Opinion Corner

Nigeria Votes Up Change; Huge Challenges, Opportunities Lie Ahead… Will Nigeria Look to The BRICS For Its Future?

The United States and Europe today have no commitment to the development of nations. It is not an overstatement to say that governments in the west are utterly opposed to building up the physical economic capacity of developing nations, much less their own, due to their slavish, obsequious bowing at the altar of Wall Street and the City of London with their quadrillions of dollars in worthless derivatives.

By Lawrence Freeman, Dir. Africa Desk, Executive Intelligence Review-EIR.                                    

Without a doubt, Nigeria’s March 28 Federal election for President, Senate, and House of Representatives was an historic accomplishment of the Nigerian people, and the single most important political event in Nigeria since it achieved independence from the British Empire in 1960.
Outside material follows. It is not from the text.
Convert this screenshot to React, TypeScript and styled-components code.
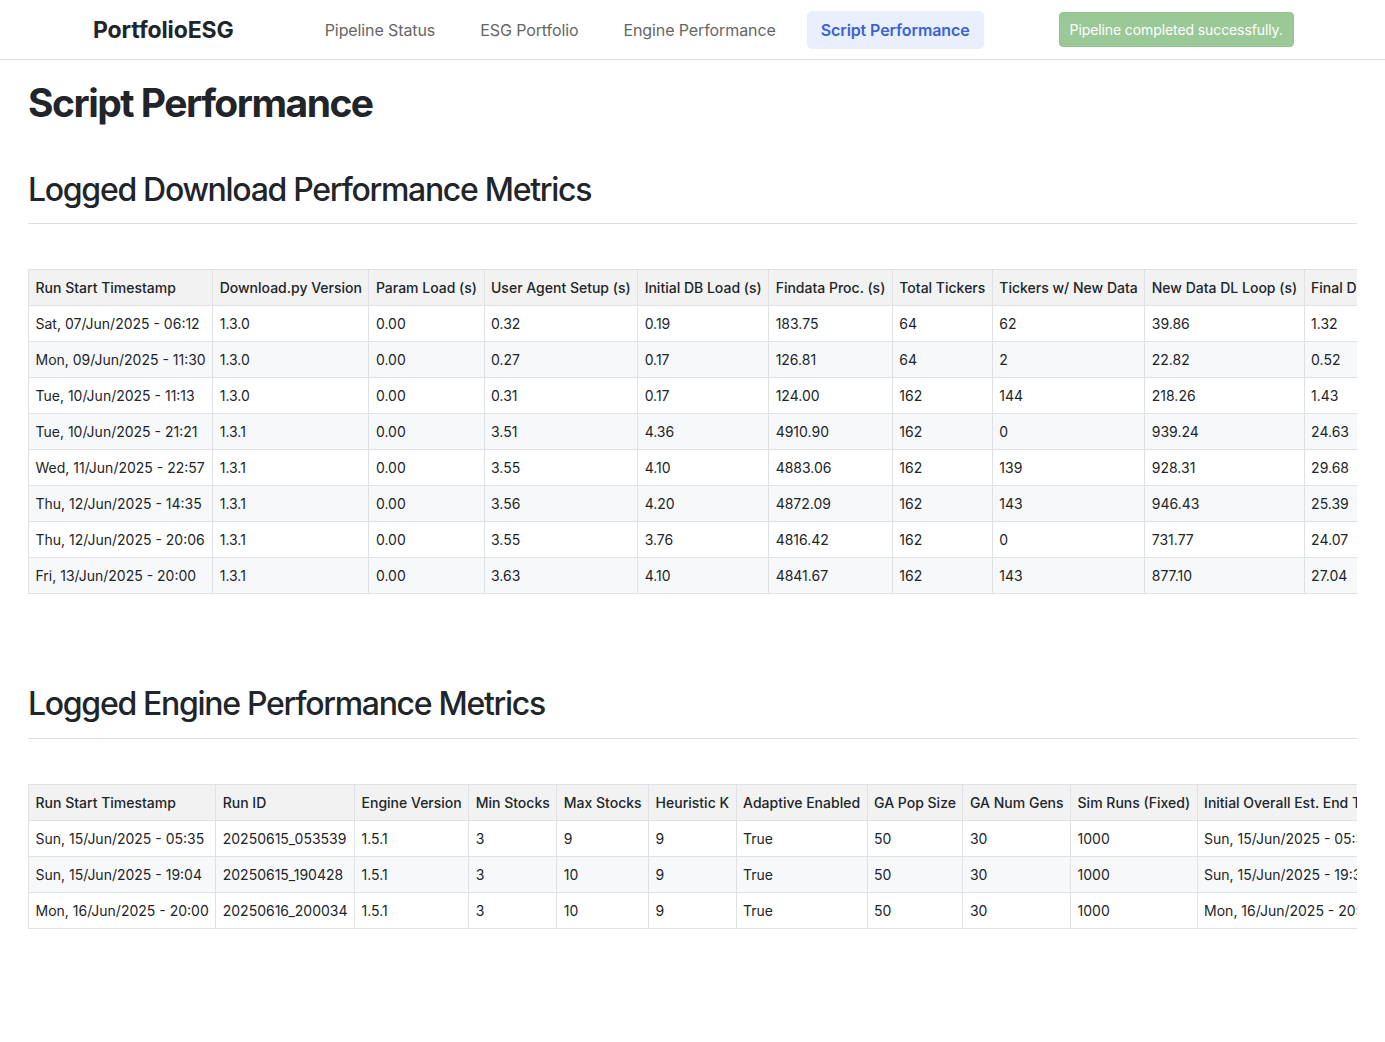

It will benefit Africa and the world. This election—free, fair, transparent, and unhampered by ethnic or religious violence—is special for the Nigerian people, who demonstrated they would no longer accept having their leaders imposed on them without their consent and participation.

A spirit of freedom, such as the poet Percy Shelley described in his “Defense of Poetry,” helped guide the Nigerian people to act in this unprecedented manner.

However, given the woeful economic conditions of this country, the most populous in Africa with 177 million people, the challenges facing the new government of President Elect General Muhammadu Buhari, who will be sworn in on May 29, are daunting, but not insurmountable.

Of 68.9 million registered voters, 29.4 million turned out to vote (42.8%). General Buhari of the All Progressives Congress (APC) received 15.4 million votes to the 12.9 million for incumbent President Goodluck Jonathan of the People’s Democratic Party.

Gen. Buhari’s defeat of President Jonathan by a margin of more than 2.5 million votes, 54% to 45%, and winning in 21 of Nigeria’s 36 states, is a clear mandate for change.

Some longtime Nigeria watchers are also calling it a referendum on the incumbent’s six years as the nation’s chief executive.

Until this election, only PDP candidates have won the Presidency and the PDP has maintained a majority in all elected bodies since the end of military rule in 1999.

With the March 28 vote, the APC is the majority party in the Senate and the House. Similarly, the APC won a large majority in the April 11 gubernatorial and state house elections.

The rejection of the ruling PDP and President Jonathan was driven by the population’s extreme frustration and rage in response to years of failed policies that have made even simple daily existence a challenge.

Nigeria’s Underdevelopment Must Be Addressed-

It is clear to any thoughtful observer that Nigeria has not progressed significantly in more than a decade and an half of “democratic” rule.

In some of the major cities, road infrastructure has improved and there is a considerable amount of new housing in Abuja, but the fundamental, underlying conditions of life for the majority of Nigerians remain abysmal.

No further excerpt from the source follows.